ABRAHAM: Yeah. I’m a stay-at-home dad now. I’m only working part time, and it’s great. But what I, I guess, the gist of what I’m trying to say is that I was never told that, you know, entry-level, uneducated, you know, work was something that was viable, especially since we’re in a depressed area. All the factory jobs have left town. Those are kind of what the old guard jobs were.
CONAN: Sure. Yeah. Well, good luck. And are you planning to send your son or your daughter to college?
ABRAHAM: That’s up to him.
CONAN: OK. Thanks very much for the call, Abraham.
ABRAHAM: Thank you, sir.
CONAN: And, Kathleen Shea Smith, college is not for everybody.
SMITH: It may not be, and it sounds like it worked out really well for Abraham. And I think – but if we do, again, go back to the statistics and the results [around $1,025 weekly earnings with a bachelor’s versus $625 without], it’s just the numbers are really telling as far as the benefits of college. But again, it’s an individual decision, and I know that we don’t want to impose our views on other people, but I think that the numbers really do speak to the issue.
Abraham is making a very important observation here that cannot be so cavalierly shrugged off with a few simplistic stats. Indeed, Abraham has already anticipated Ms.

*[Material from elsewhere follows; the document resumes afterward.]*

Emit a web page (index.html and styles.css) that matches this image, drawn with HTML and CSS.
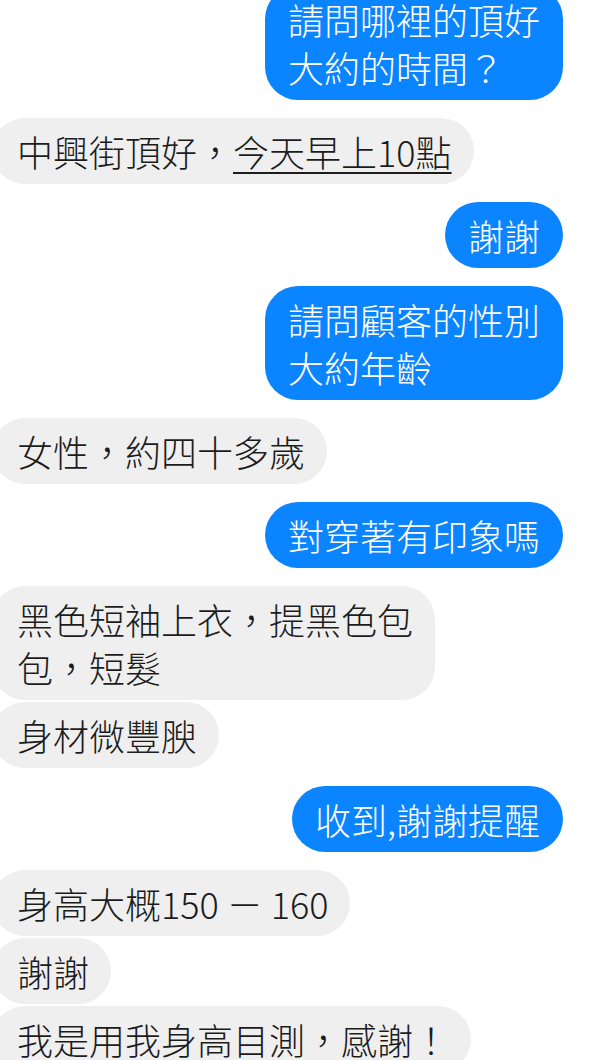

Smith’s response, having described how anyone interested in long-term financial independence is given the same sales pitch—i.e., that college is the answer, and the throwaway line that “college is not for everyone” is offered merely as an empty disclaimer, not to be taken seriously by anyone who can stomach the student loan debt and opportunity cost.

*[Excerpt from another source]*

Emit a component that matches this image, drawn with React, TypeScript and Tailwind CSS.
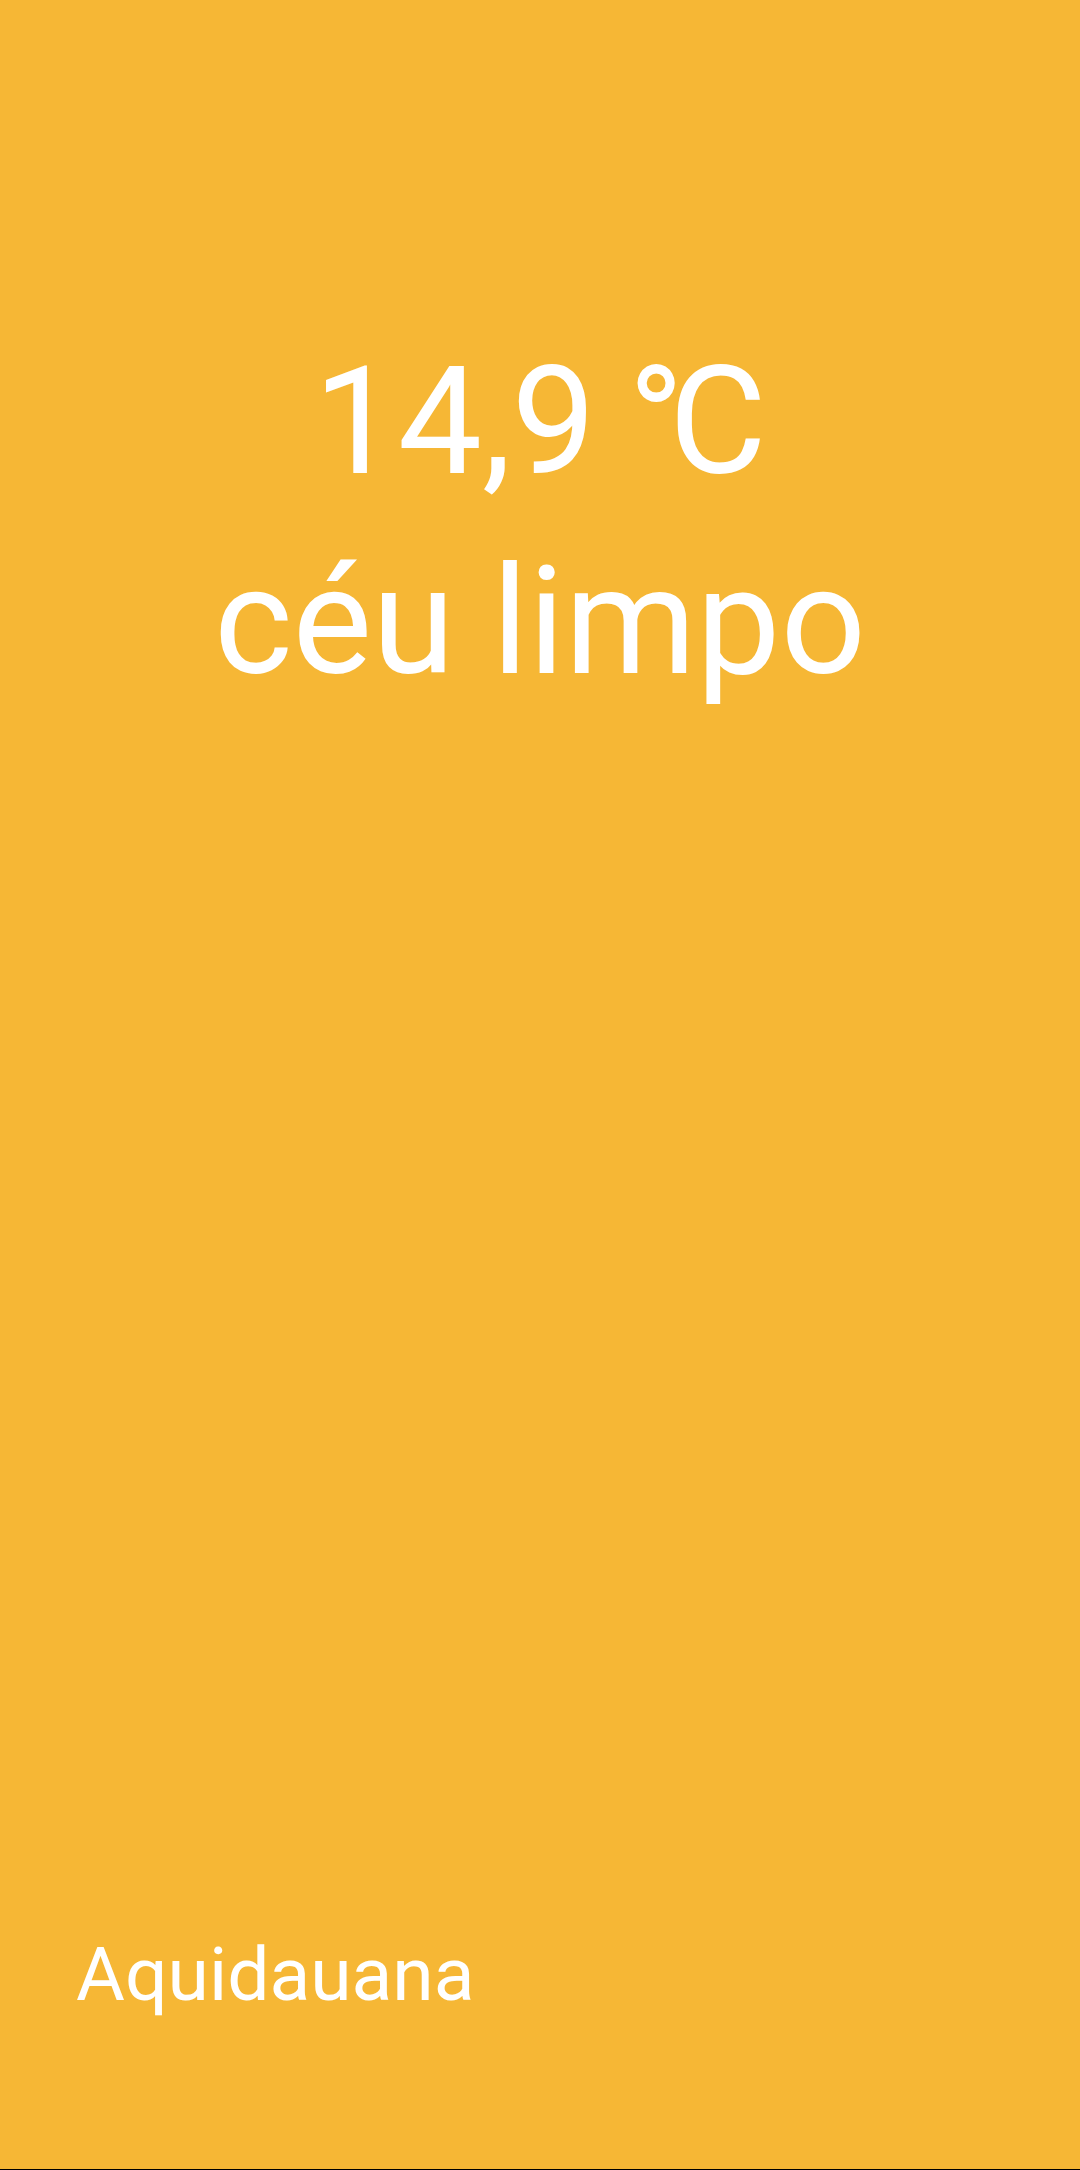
const WeatherScreen = () => {
  const temp = "14,9";
  const description = "céu limpo";
  const city = "Aquidauana";

  return (
    <div className="w-full bg-black font-[Roboto,sans-serif]">
      <div className="w-full h-[2169px] flex flex-col justify-between bg-[#f6b735] text-white">
        <div className="pt-[322px] flex flex-col items-center text-[150px] leading-[200px]">
          <span>
            {temp}
            <span className="ml-[32px] -mr-[15px]">°</span>C
          </span>
          <span>{description}</span>
        </div>
        <div className="pl-[76px] pb-[139px] text-[75px]">{city}</div>
      </div>
      <div className="h-px" />
    </div>
  );
};

export default function App() {
  return <WeatherScreen />;
}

Thus, the college degree group’s numbers are skewed upwards by folks like Abraham and his wife but who did stick it out the four years—i.e., people who would have been good earners with or without the degree. Charles Murray made this very point in Real Education:
But while it is true that the average person with a BA makes more than the average person without a BA, getting a BA is still going to be the wrong economic decision for many high-school graduates. Wages within occupations form a distribution. Young people with okay-but-not-great academic ability who are thinking about whether to go after a BA need to consider the competition they will face after they graduate. Let me put these calculations in terms of a specific example, a young man who has just graduated from high school and is trying to decide whether to become an electrician or go to college and major in business, hoping to become a white-collar manager. He is at the 70th percentile in linguistic ability and logical-mathematical ability—someone who shouldn’t go to college by my standards, but who can, in today’s world, easily find a college that will give him a degree. He is exactly average in interpersonal and intrapersonal ability. He is at the 95th percentile in the small-motor skills and spatial abilities that are helpful in being a good electrician.

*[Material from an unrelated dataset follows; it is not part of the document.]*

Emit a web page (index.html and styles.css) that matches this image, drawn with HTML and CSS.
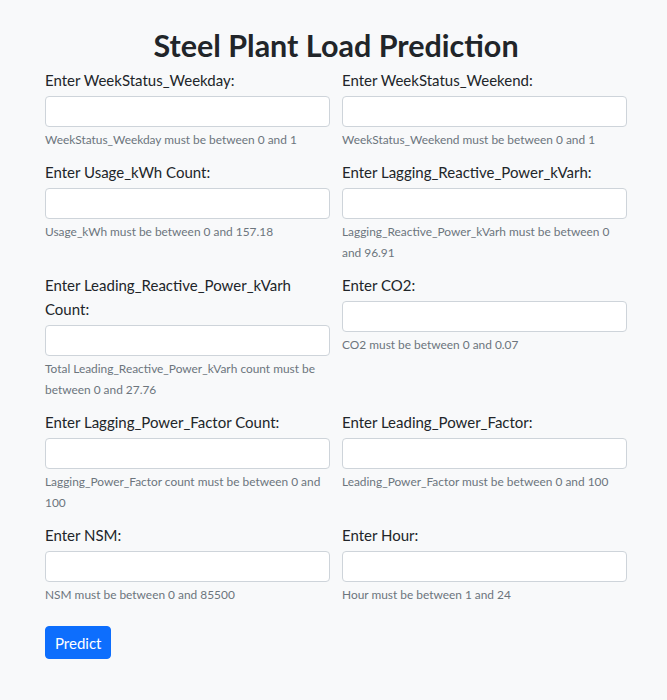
FILE: index.html
```html
<!DOCTYPE html>
<html lang="en">
<head>
<meta charset="utf-8">
<title>Steel Plant Load Prediction</title>
<link rel="stylesheet" href="styles.css">
</head>
<body>
<main class="page">
  <h1 class="title">Steel Plant Load Prediction</h1>
  <form class="form">
    <div class="grid">
      <div class="group">
        <label class="label">Enter WeekStatus_Weekday:</label>
        <input class="input" type="text">
        <small class="help">WeekStatus_Weekday must be between 0 and 1</small>
      </div>
      <div class="group">
        <label class="label">Enter WeekStatus_Weekend:</label>
        <input class="input" type="text">
        <small class="help">WeekStatus_Weekend must be between 0 and 1</small>
      </div>
      <div class="group">
        <label class="label">Enter Usage_kWh Count:</label>
        <input class="input" type="text">
        <small class="help">Usage_kWh must be between 0 and 157.18</small>
      </div>
      <div class="group">
        <label class="label">Enter Lagging_Reactive_Power_kVarh:</label>
        <input class="input" type="text">
        <small class="help">Lagging_Reactive_Power_kVarh must be between 0 and 96.91</small>
      </div>
      <div class="group">
        <label class="label">Enter Leading_Reactive_Power_kVarh Count:</label>
        <input class="input" type="text">
        <small class="help">Total Leading_Reactive_Power_kVarh count must be between 0 and 27.76</small>
      </div>
      <div class="group">
        <label class="label">Enter CO2:</label>
        <input class="input" type="text">
        <small class="help">CO2 must be between 0 and 0.07</small>
      </div>
      <div class="group">
        <label class="label">Enter Lagging_Power_Factor Count:</label>
        <input class="input" type="text">
        <small class="help">Lagging_Power_Factor count must be between 0 and 100</small>
      </div>
      <div class="group">
        <label class="label">Enter Leading_Power_Factor:</label>
        <input class="input" type="text">
        <small class="help">Leading_Power_Factor must be between 0 and 100</small>
      </div>
      <div class="group">
        <label class="label">Enter NSM:</label>
        <input class="input" type="text">
        <small class="help">NSM must be between 0 and 85500</small>
      </div>
      <div class="group">
        <label class="label">Enter Hour:</label>
        <input class="input" type="text">
        <small class="help">Hour must be between 1 and 24</small>
      </div>
    </div>
    <button class="btn" type="button">Predict</button>
  </form>
</main>
</body>
</html>
```
FILE: styles.css
```css
* { box-sizing: border-box; }
body {
  margin: 0;
  background: #f8f9fa;
  color: #212529;
  font-family: "Lato", "Open Sans", sans-serif;
}
.page {
  width: 582px;
  margin-left: 45px;
  padding-top: 26px;
}
.title {
  margin: 0 0 4px;
  text-align: center;
  font-size: 30.5px;
  font-weight: 700;
  line-height: 38px;
}
.grid {
  display: grid;
  grid-template-columns: 1fr 1fr;
  column-gap: 12px;
  align-items: start;
}
.group {
  display: flex;
  flex-direction: column;
  margin-bottom: 10px;
  font-size: 14px;
  line-height: 21px;
}
.label {
  font-size: 15px;
  line-height: 24px;
  margin-bottom: 4px;
}
.input {
  height: 31px;
  border: 1px solid #ced4da;
  border-radius: 4px;
  background: #fff;
  font: inherit;
}
.help {
  font-size: 11.9px;
  color: #6c757d;
  line-height: 21px;
  padding-top: 2px;
}
.btn {
  margin-top: 11px;
  height: 33px;
  padding: 0 9px;
  border: 1px solid #0d6efd;
  border-radius: 4px;
  background: #0d6efd;
  color: #fff;
  font-family: inherit;
  font-size: 15px;
}
```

He begins by looking up the average income of electricians and managers on the Bureau of Labor Statistics website, and finds that the mean annual income for electricians in 2005 was $45,630, only about half of the $88,450 mean for management occupations. It looks as if getting a BA will buy him a huge wage premium. Should he try to get the BA on economic grounds?
To make his decision correctly, our young man must start by throwing out the averages. He has the ability to become an excellent electrician and can reasonably expect to be near the top of the electricians’ income distribution. He does not have it in him to be an excellent manager, because he is only average in interpersonal and intrapersonal ability and only modestly above average in academic ability, all of which are important for becoming a good manager, while his competitors for those slots will include many who are high in all of those abilities. Realistically, he should be looking at the incomes toward the bottom of the distribution of managers. With that in mind, he goes back to the Bureau of Labor Statistics website and discovers that an electrician at the 90th percentile of electricians’ incomes made $70,480 in 2005, almost twice the income of a manager at the 10th percentile of managers’ incomes ($37,800). Even if our young man successfully completes college and gets a BA (which is far from certain), he is likely to make less money than if he becomes an electrician.
. . . .
What I have said of electricians is true throughout the American job market. The income for the top people in a wide variety of occupations that do not require a college degree is higher than the average income for many occupations that require a BA. Furthermore, the range and number of such jobs is expanding rapidly. The need for assembly-line workers in factories (one of the most boring jobs ever invented) is falling, but the demand for skilled technicians of every kind—in health care, information technology, transportation networks, and every other industry that relies on high-tech equipment—is expanding. The service sector includes many low-skill, low-paying jobs, but it also includes growing numbers of specialized jobs that pay well (for example, in health care and the entertainment and leisure industries). Construction offers an array of high-paying jobs for people who are good at what they do. It’s not just skilled labor in the standard construction trades that is in high demand. The increase in wealth in American society has increased the demand for all sorts of craftsmanship. . . . There has never been a time in history when people with skills not taught in college have been in so much demand at such high pay as today, nor a time when the range of such jobs has been so wide. In today’s America, finding a first-rate lawyer or physician is easy. Finding first-rate skilled labor is hard.
[N.B. Murray’s analysis, published in August 2008, suggesting that finding any kind of employment is "easy" was almost certainly based on pre-recession circumstances.]
This is not meant to discourage education by any means. Like Murray, I agree with John Stuart Mill’s sentiment that “Universities are not intended to teach the knowledge required to fit men for some special mode of gaining their livelihood. Their object is not to make skilful lawyers, or physicians, or engineers, but capable and cultivated human beings.” However, when 90% of high school seniors expect to go to college and 70% expect to work in professional jobs, the trends of defeated expectations and crushing student debts are bound to continue. Citing statistics about the average comparative incomes of college graduates versus non-graduates, without more, does a disservice to clear thinking on this issue.